Regardless of his voting record, Lee has plenty of Republican and even ultra-conservative support. An analysis of Lee's 2012 and 2013 campaign-finance reports, as well as the Jackson 20/20 PAC (which, to date, has given thousands of dollars to Lee's campaign advisers and just $250 to a council candidate), shows that many of the donors are heavy Republican supporters. He also shares many of the same supporters of Frank Melton in his successful 2005 bid and Marshand Crisler's second-place finish in 2009.

His conservative donors don't necessarily mean Lee is a Republican, but it does raise questions in the minds of many Jackson voters, who overwhelmingly vote Democratic. This year, there isn't a single Republican in the mayoral race--because it is conventional wisdom that a Republican cannot win a local race in solidly blue Jackson.

Republicans have lined up behind Lee, who has spun his well-funded campaign by saying he is a candidate for all of Jackson.

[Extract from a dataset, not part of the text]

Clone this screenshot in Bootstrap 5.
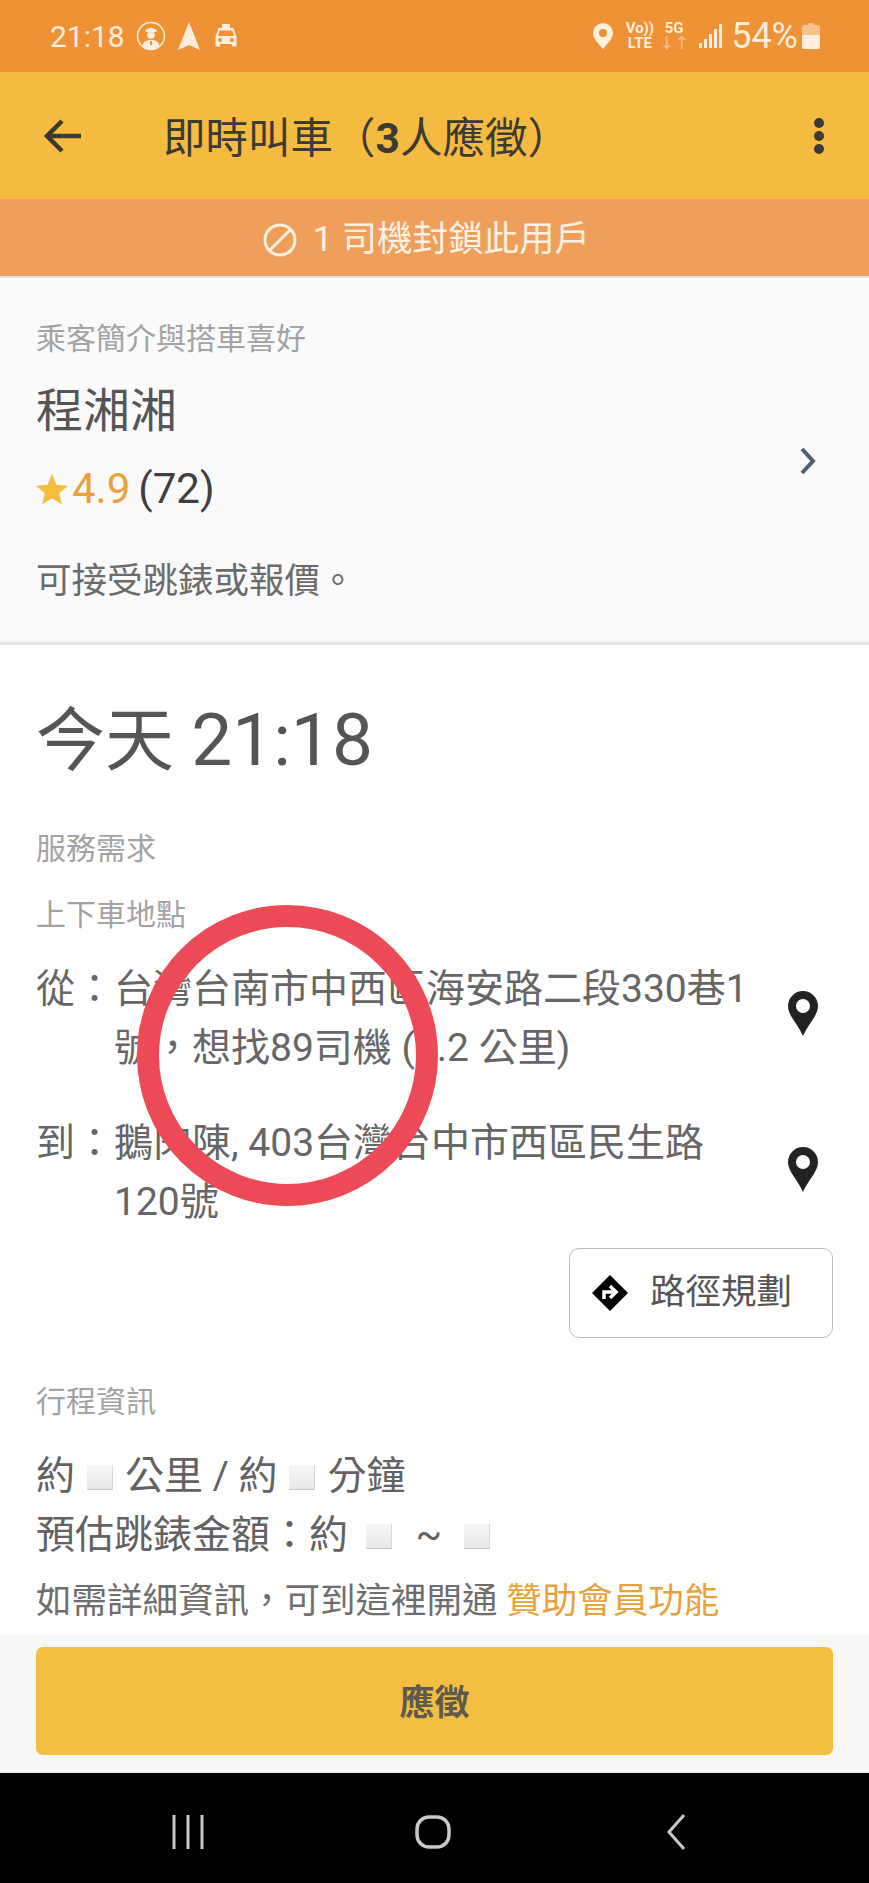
<!DOCTYPE html>
<html lang="zh-Hant">
  <head>
    <meta charset="UTF-8" />
    <meta name="viewport" content="width=device-width, initial-scale=1.0" />
    <title>即時叫車</title>
    <link rel="stylesheet" href="https://cdn.jsdelivr.net/npm/bootstrap@5.3.0/dist/css/bootstrap.min.css" />
    <style>
      body {
        font-family: Roboto, "Noto Sans CJK TC", sans-serif;
        background-color: #fff;
        color: #5c5c5c;
      }
      .phone-page { width: 869px; height: 1883px; }
      .status-bar { height: 72px; background-color: #ef9135; color: #fdeedd; padding: 0 49px 0 50px; font-size: 30px; }
      .status-gap { margin-left: 11px; }
      .status-tiny { font-size: 15px; font-weight: 700; line-height: 15px; text-align: center; }
      .status-pct { font-size: 36px; }
      .status-car { margin-left: 12px; }
      .status-volte { margin-left: 12px; }
      .status-net { margin-left: 5px; }
      .status-bars { margin-left: 10px; }
      .app-bar { height: 127px; background-color: #f4bb40; color: #3b3a33; padding: 0 44px 0 44px; }
      .app-title { font-size: 42.5px; margin-left: 81px; padding-top: 6px; white-space: nowrap; }
      .block-banner { height: 77px; background-color: #ef9f59; color: #fdf1e4; font-size: 35.5px; padding-top: 5px; padding-right: 16px; gap: 16px; }
      .profile-box { height: 369px; background-color: #fafafa; border-top: 2px solid #e4e4e4; border-bottom: 3px solid #e2e2e2; padding: 0 52px 0 36px; }
      .profile-info { padding-top: 41px; }
      .profile-arrow { margin-top: 2px; }
      .hint-text { font-size: 30px; line-height: 40px; color: #a3a3a3; }
      .name-text { font-size: 47px; line-height: 60px; margin-top: 22px; color: #555; }
      .rating-line { font-size: 42px; line-height: 50px; margin-top: 23px; color: #3f3f3f; }
      .rating-value { color: #e9a23b; }
      .note-text { font-size: 35.5px; line-height: 44px; margin-top: 45px; color: #6b6b6b; }
      .main-box { padding: 53px 36px 0; }
      .time-text { font-size: 69px; line-height: 84px; color: #555; }
      .time-digits { font-size: 73px; }
      .service-head { margin-top: 45px; }
      .place-head { margin-top: 26px; }
      .route-row { font-size: 39px; line-height: 59px; color: #666; }
      .route-first { margin-top: 25px; }
      .route-second { margin-top: 36px; }
      .route-label { width: 78px; flex: none; }
      .route-text { width: 646px; flex: none; }
      .route-pin { margin-left: 28px; margin-bottom: 8px; flex: none; }
      .route-first .route-pin { margin-bottom: 12px; }
      .route-btn { width: 264px; height: 90px; margin-top: 16px; border: 1px solid #bdbdbd; border-radius: 10px; color: #555; font-size: 35.5px; padding: 0 0 0 22px; background: #fff; }
      .route-btn-text { margin-left: 6px; }
      .trip-head { margin-top: 44px; }
      .trip-first { margin-top: 25px; }
      .trip-line { font-size: 39px; line-height: 59px; color: #626262; white-space: nowrap; }
      .blank-box { display: inline-block; width: 26px; height: 25px; margin: 0 12px; vertical-align: -1px; background: linear-gradient(#f7f7f7, #e8e8e8); border-bottom: 1px solid #c8c8c8; border-right: 1px solid #d8d8d8; }
      .blank-tight { margin: 0 8px; }
      .tilde-gap { margin: 0 4px 0 6px; }
      .sponsor-line { font-size: 35.5px; line-height: 44px; margin-top: 14px; color: #6e6e6e; white-space: nowrap; }
      .sponsor-link { color: #e6a33c; }
      .apply-bar { height: 139px; background-color: #f7f7f7; padding: 13px 36px 0; border-bottom: 1px solid #e8e8e8; }
      .apply-btn { height: 108px; padding-top: 12px; background-color: #f4bf41; border: 0; border-radius: 7px; color: #5f5a4c; font-size: 35px; font-weight: 700; }
      .nav-keys { height: 110px; background-color: #000; padding: 8px 183px 0 172px; }
      .home-key { margin-right: 5px; }
      .red-ring { left: 137px; top: 905px; width: 301px; height: 301px; border: 22px solid #ed4a57; }
    </style>
  </head>
  <body>
    <div class="phone-page d-flex flex-column position-relative overflow-hidden">
      <div class="status-bar d-flex align-items-center">
        <span>21:18</span>
        <svg class="status-gap" width="30" height="30" viewBox="0 0 30 30">
          <circle cx="15" cy="15" r="13.5" fill="none" stroke="#fdeedd" stroke-width="1.5" />
          <path d="M9 9l6-2.500 6 2.500-1 2h-10z" fill="#fdeedd" />
          <circle cx="15" cy="14" r="3.800" fill="#fdeedd" />
          <path d="M6.500 26c0-4.500 3-7 8.500-7s8.500 2.500 8.500 7a13 13 0 0 1-17 0z" fill="#fdeedd" />
          <path d="M14 20h2v4h-2z" fill="#ef9135" />
        </svg>
        <svg class="status-gap" width="24" height="30" viewBox="0 0 24 30"><path d="M12 1l11 28-11-5-11 5z" fill="#fdeedd" /></svg>
        <svg class="status-car" width="26" height="26" viewBox="0 0 24 26">
          <path d="M8 1h8v4h3.500l3 8.500v10h-4.500v-2.500h-12v2.500h-4.500v-10l3-8.500h3.500zM5.800 7.500l-1.800 5.500h16l-1.800-5.500z" fill="#fdeedd" fill-rule="evenodd" />
          <circle cx="6" cy="17" r="2" fill="#ef9135" /><circle cx="18" cy="17" r="2" fill="#ef9135" />
        </svg>
        <svg class="ms-auto" width="22" height="28" viewBox="0 0 22 28"><path d="M11 1a10 10 0 0 1 10 10c0 6-6 11-10 16-4-5-10-10-10-16a10 10 0 0 1 10-10zm0 6a4 4 0 1 0 0 8 4 4 0 0 0 0-8z" fill="#fdeedd" fill-rule="evenodd" /></svg>
        <div class="status-tiny status-volte">Vo))<br />LTE</div>
        <div class="status-tiny status-net">5G<br /><span class="opacity-50">↓↑</span></div>
        <svg class="status-bars" width="24" height="26" viewBox="0 0 24 26">
          <path d="M0 20h3v5h-3zM5 16h3v9h-3zM10 11h3v14h-3zM15 6h3v19h-3zM20 1h3v24h-3z" fill="#fdeedd" />
        </svg>
        <span class="status-pct ms-2">54%</span>
        <svg class="ms-1" width="18" height="28" viewBox="0 0 18 28">
          <path d="M6 1h6v2h4a2 2 0 0 1 2 2v8h-18v-8a2 2 0 0 1 2-2h4z" fill="#f7c08f" />
          <path d="M0 13h18v12a2 2 0 0 1-2 2h-14a2 2 0 0 1-2-2z" fill="#fdeedd" />
        </svg>
      </div>

      <nav class="navbar app-bar flex-nowrap justify-content-start">
        <svg width="38" height="36" viewBox="0 0 38 36"><path d="M37 18h-33M18 3l-15 15 15 15" fill="none" stroke="#3b3a33" stroke-width="4.500" /></svg>
        <span class="app-title">即時叫車（<b>3</b>人應徵）</span>
        <svg class="ms-auto" width="12" height="38" viewBox="0 0 12 38"><circle cx="6" cy="6" r="5" fill="#3b3a33" /><circle cx="6" cy="19" r="5" fill="#3b3a33" /><circle cx="6" cy="32" r="5" fill="#3b3a33" /></svg>
      </nav>

      <div class="block-banner d-flex align-items-center justify-content-center">
        <svg width="34" height="34" viewBox="0 0 34 34"><circle cx="17" cy="17" r="15" fill="none" stroke="#fdf1e4" stroke-width="3" /><path d="M7 27l20-20" stroke="#fdf1e4" stroke-width="3" /></svg>
        <span>1 司機封鎖此用戶</span>
      </div>

      <div class="profile-box d-flex justify-content-between align-items-center">
        <div class="profile-info align-self-start">
          <div class="hint-text">乘客簡介與搭車喜好</div>
          <div class="name-text">程湘湘</div>
          <div class="rating-line d-flex align-items-center">
            <svg class="me-1" width="32" height="30" viewBox="0 0 32 30"><path d="M16 0l4.500 10.800 11.500.900-8.800 7.500 2.700 11.100-9.900-6-9.900 6 2.700-11.100-8.800-7.500 11.500-.900z" fill="#f4bd3e" /></svg>
            <span class="rating-value">4.9</span><span class="ms-2">(72)</span>
          </div>
          <div class="note-text">可接受跳錶或報價。</div>
        </div>
        <svg class="profile-arrow" width="18" height="28" viewBox="0 0 18 28"><path d="M3 2l11 12-11 12" fill="none" stroke="#4f5f6f" stroke-width="4" /></svg>
      </div>

      <div class="main-box flex-grow-1">
        <div class="time-text">今天 <span class="time-digits">21:18</span></div>
        <div class="hint-text service-head">服務需求</div>
        <div class="hint-text place-head">上下車地點</div>
        <div class="route-row route-first d-flex align-items-center">
          <div class="route-label align-self-start">從：</div>
          <div class="route-text">台灣台南市中西區海安路二段330巷1號，想找89司機 (1.2 公里)</div>
          <svg class="route-pin" width="30" height="45" viewBox="0 0 30 45"><path d="M15 0a15 15 0 0 1 15 15c0 10-10 18-15 30-5-12-15-20-15-30a15 15 0 0 1 15-15zm0 8a7 7 0 1 0 0 14 7 7 0 0 0 0-14z" fill="#222" fill-rule="evenodd" /></svg>
        </div>
        <div class="route-row route-second d-flex align-items-center">
          <div class="route-label align-self-start">到：</div>
          <div class="route-text">鵝肉陳, 403台灣台中市西區民生路120號</div>
          <svg class="route-pin" width="30" height="45" viewBox="0 0 30 45"><path d="M15 0a15 15 0 0 1 15 15c0 10-10 18-15 30-5-12-15-20-15-30a15 15 0 0 1 15-15zm0 8a7 7 0 1 0 0 14 7 7 0 0 0 0-14z" fill="#222" fill-rule="evenodd" /></svg>
        </div>
        <div class="d-flex justify-content-end">
          <button type="button" class="btn route-btn d-flex align-items-center gap-3">
            <svg width="36" height="36" viewBox="0 0 36 36"><path d="M18 0l18 18-18 18-18-18z" fill="#000" /><path d="M12 24v-7h10M18 11l6 6-6 6" fill="none" stroke="#fff" stroke-width="3.500" /></svg>
            <span class="route-btn-text">路徑規劃</span>
          </button>
        </div>
        <div class="hint-text trip-head">行程資訊</div>
        <div class="trip-line trip-first">約<span class="blank-box"></span>公里 / 約<span class="blank-box"></span>分鐘</div>
        <div class="trip-line">預估跳錶金額：約 <span class="blank-box blank-tight"></span> <span class="tilde-gap">~</span> <span class="blank-box blank-tight"></span></div>
        <div class="sponsor-line">如需詳細資訊，可到這裡開通 <span class="sponsor-link">贊助會員功能</span></div>
      </div>

      <div class="apply-bar">
        <button type="button" class="btn apply-btn w-100">應徵</button>
      </div>

      <div class="nav-keys d-flex align-items-center justify-content-between">
        <svg width="32" height="34" viewBox="0 0 32 34"><path d="M2 0v34M16 0v34M30 0v34" stroke="#c9c9c9" stroke-width="3" /></svg>
        <svg class="home-key" width="36" height="34" viewBox="0 0 36 34"><rect x="2" y="2" width="32" height="30" rx="12" fill="none" stroke="#c9c9c9" stroke-width="3.500" /></svg>
        <svg width="20" height="36" viewBox="0 0 20 36"><path d="M18 1l-15 17 15 17" fill="none" stroke="#c9c9c9" stroke-width="3" /></svg>
      </div>

      <div class="red-ring position-absolute rounded-circle"></div>
    </div>
    <script src="https://cdn.jsdelivr.net/npm/bootstrap@5.3.0/dist/js/bootstrap.bundle.min.js"></script>
  </body>
</html>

In a debate two weeks ago, Lee stepped out of any politician's comfort zone to talk about the racial and economic divide we have in Jackson. He acknowledged publicly the fact that roughly 80 percent of Jackson's population is black and wields incredible political power, and that the 20 percent that is white wields economic power. He said the only way both groups can coexist is to come together and work toward common goals.

It could have been an honest moment for a candidate who has ties to both communities--or it could be a way to redefine his staunch Republican support. Lee has pitched himself as a unifying figure; now it's up to Jackson voters to decide if they believe him on May 21.